The artist told BBC that each 3 x 4-meter (about 10 x 13 feet) cell in the detention facility was filled with almost 70 prisoners and that prison officials piled dead bodies into the cells.
"They used to bring the bodies from the basement and pile them in front of us," the artist said.
"Every day there would be about eight new bodies. After a week I managed to get closer and count the number written on a body’s forehead. It was 5,530–and after a month and a half, the number on another body was 5,870. I got used to it."
"The first night I saw a dead body and smelled it, I felt so sick and sad I couldn’t sleep," he continued. "But later on, we were eating while a dead body was next to us. I remember leaning on a dead body and thinking, ‘When are they going to remove it so I can have more space?’"
The artist, who was detained twice, said that 40 members of his family have been killed by the Assad regime. He said that his "modern" appearance, in addition to belonging to a family and religious group that pushed back against Assad’s rule, prompted his arrest.
"I had long curly hair when I was detained for first time. This modern look was a sign for the government that I belong to the coordination committees that organized protests. The security officer dragged me by my hair and told his boss, ‘We’ve got one of the coordinators sir,’" the artist recounted.
The former prisoner said that he was blindfolded by police and taken to a room where his hands were bound with wires.
"They started beating me up madly. Then I reached the detention centre. I was bleeding, bones broken, ears damaged so that I couldn’t hear properly. The place was like Dante’s inferno. You are constantly tortured and you hear the cries of people being tortured. I was kept in the basement maybe seven stories down," the artist recalled.
He and his family spent $15,000 in bribes to get him released from prison. The artist, who eventually escaped Syria, also pushed back on the Syrian government’s claim that it is fighting radical Islamic terrorist groups like ISIS.
"I didn’t see any Islamists or jihadists or radicals in prison. I just saw ordinary Syrians. Needless to say, almost everyone in prison is Sunni," the artist said.
The firsthand account of the Syrian government’s detention facilities comes just days after the United States, Russia, and other world powers met in New York and rallied behind a peace process in Syria that involves political talks and new elections.
However, the plan agreed to at the United Nations Security Council does not specify whether Assad can run in the new elections, which are to be held 18 months after political talks begin.
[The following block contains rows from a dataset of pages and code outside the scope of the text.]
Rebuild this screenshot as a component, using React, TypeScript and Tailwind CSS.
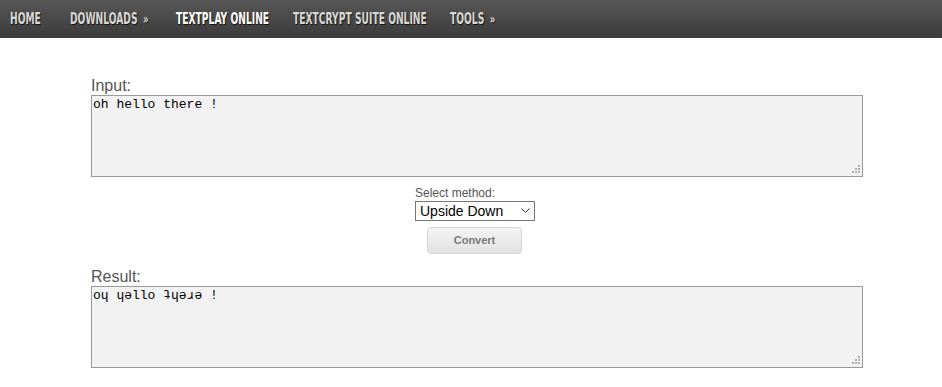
import { useState } from "react";

const navItems = [
  { label: "HOME", arrow: false, active: false, width: "w-[60px]" },
  { label: "DOWNLOADS", arrow: true, active: false, width: "w-[106px]" },
  { label: "TEXTPLAY ONLINE", arrow: false, active: true, width: "w-[117px]" },
  { label: "TEXTCRYPT SUITE ONLINE", arrow: false, active: false, width: "w-[157px]" },
  { label: "TOOLS", arrow: true, active: false, width: "w-[60px]" },
];

function Grip() {
  return (
    <div className="pointer-events-none absolute bottom-[4px] right-[3px] grid grid-cols-3 gap-[1px]">
      <span className="h-[2px] w-[2px]" />
      <span className="h-[2px] w-[2px]" />
      <span className="h-[2px] w-[2px] bg-[#b0b0b0]" />
      <span className="h-[2px] w-[2px]" />
      <span className="h-[2px] w-[2px] bg-[#b0b0b0]" />
      <span className="h-[2px] w-[2px] bg-[#b0b0b0]" />
      <span className="h-[2px] w-[2px] bg-[#b0b0b0]" />
      <span className="h-[2px] w-[2px] bg-[#b0b0b0]" />
      <span className="h-[2px] w-[2px] bg-[#b0b0b0]" />
    </div>
  );
}

export default function App() {
  const [input, setInput] = useState("oh hello there !");
  const [method, setMethod] = useState("Upside Down");

  return (
    <div className="min-h-[387px] bg-white font-['Liberation_Sans',Arial,sans-serif]">
      <nav className="flex h-[38px] items-center bg-gradient-to-b from-[#575757] to-[#3b3b3b] pl-[10px]">
        {navItems.map((item) => (
          <a
            key={item.label}
            href="#"
            className={`${item.width} shrink-0 font-['DejaVu_Sans_Condensed','DejaVu_Sans',sans-serif] text-[15px] font-bold [text-shadow:1px_1px_1px_#111] ${
              item.active ? "text-white" : "text-[#d8d8d8]"
            }`}
          >
            {/* no condensed display font offline, so squeeze the bold face */}
            <span className="inline-block origin-left scale-x-[0.68] whitespace-nowrap">
              {item.label}
              {item.arrow && <span className="ml-[8px] text-[14px]">»</span>}
            </span>
          </a>
        ))}
      </nav>

      <div className="ml-[91px] w-[772px] pt-[38px]">
        <label className="block text-[16px] leading-[19px] text-[#555]">Input:</label>
        <div className="relative">
          <textarea
            value={input}
            onChange={(e) => setInput(e.target.value)}
            className="block h-[82px] w-full resize-none border border-[#9a9a9a] bg-[#f2f2f2] px-[1px] pt-[1px] font-['Liberation_Mono','Courier_New',monospace] text-[13px] leading-[15px] text-black outline-none"
          />
          <Grip />
        </div>

        <div className="mt-[9px] ml-[324px] flex w-[120px] flex-col">
          <span className="text-[12px] leading-[14px] text-[#555]">Select method:</span>
          <div className="relative mt-[1px]">
            <select
              value={method}
              onChange={(e) => setMethod(e.target.value)}
              className="block h-[20px] w-[120px] appearance-none border border-[#767676] bg-white pl-[4px] text-[14px] leading-[18px] text-black outline-none"
            >
              <option>Upside Down</option>
              <option>Reverse</option>
              <option>Mirror</option>
            </select>
            <svg
              className="pointer-events-none absolute right-[5px] top-[7px]"
              width="9"
              height="6"
              viewBox="0 0 9 6"
            >
              <path d="M0.5 0.5 L4.5 4.5 L8.5 0.5" fill="none" stroke="#333" strokeWidth="1" />
            </svg>
          </div>
          <button className="ml-[12px] mt-[6px] h-[27px] w-[95px] rounded-[4px] border border-[#d6d6d6] bg-gradient-to-b from-[#f4f4f4] to-[#e2e2e2] text-[11px] font-bold text-[#7a7a7a]">
            Convert
          </button>
        </div>

        <label className="mt-[13px] block text-[16px] leading-[19px] text-[#555]">Result:</label>
        <div className="relative">
          <textarea
            readOnly
            value="oɥ ɥǝllo ʇɥǝɹǝ !"
            className="block h-[82px] w-full resize-none border border-[#9a9a9a] bg-[#f2f2f2] px-[1px] pt-[1px] font-['Liberation_Mono','Courier_New',monospace] text-[13px] leading-[15px] text-black outline-none"
          />
          <Grip />
        </div>
      </div>
    </div>
  );
}
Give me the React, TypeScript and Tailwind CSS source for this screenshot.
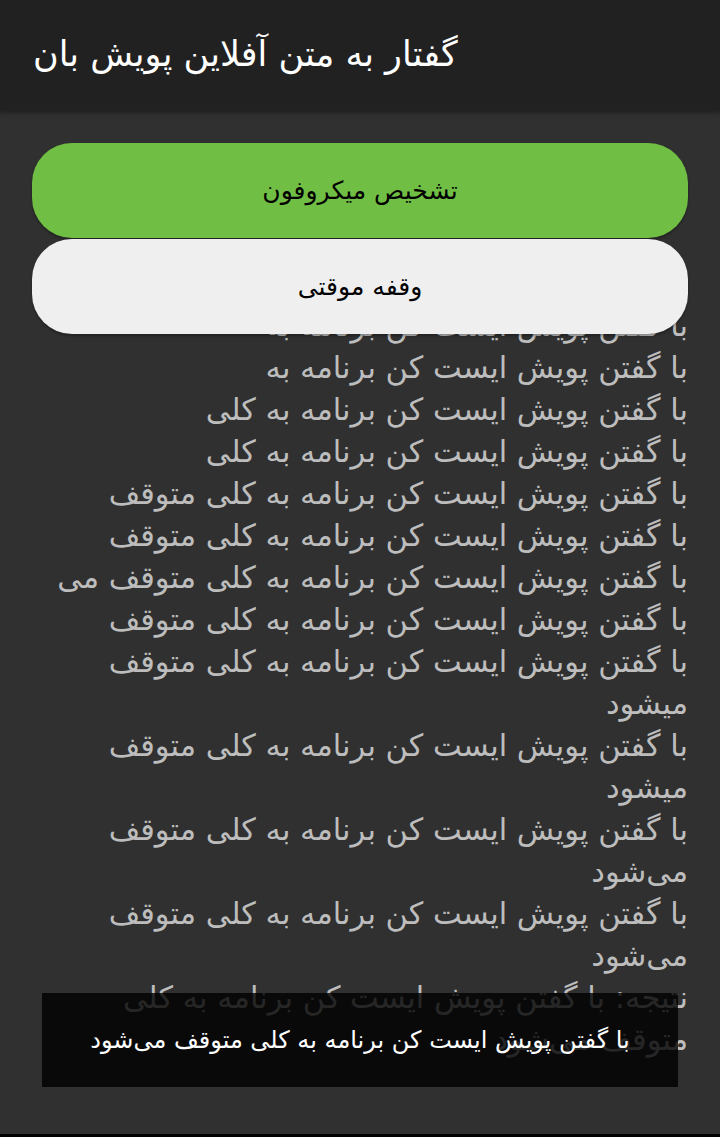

Ahead of the meeting in New York, Secretary of State John Kerry met with Russian President Vladimir Putin to discuss Syria, ISIS, and other topics. Following the conversation, Kerry said that the Obama administration is not seeking a "regime change" in Syria, despite the fact that President Obama has long argued that Assad must be removed from power for peace to be achieved in Syria.
Instead, Kerry said, the U.S. and other world powers are focused on achieving a peace process during which "Syrians will be making decisions for the future of Syria."
Russia, a strong ally of Assad, has insisted that the Syrian people decide Assad’s fate.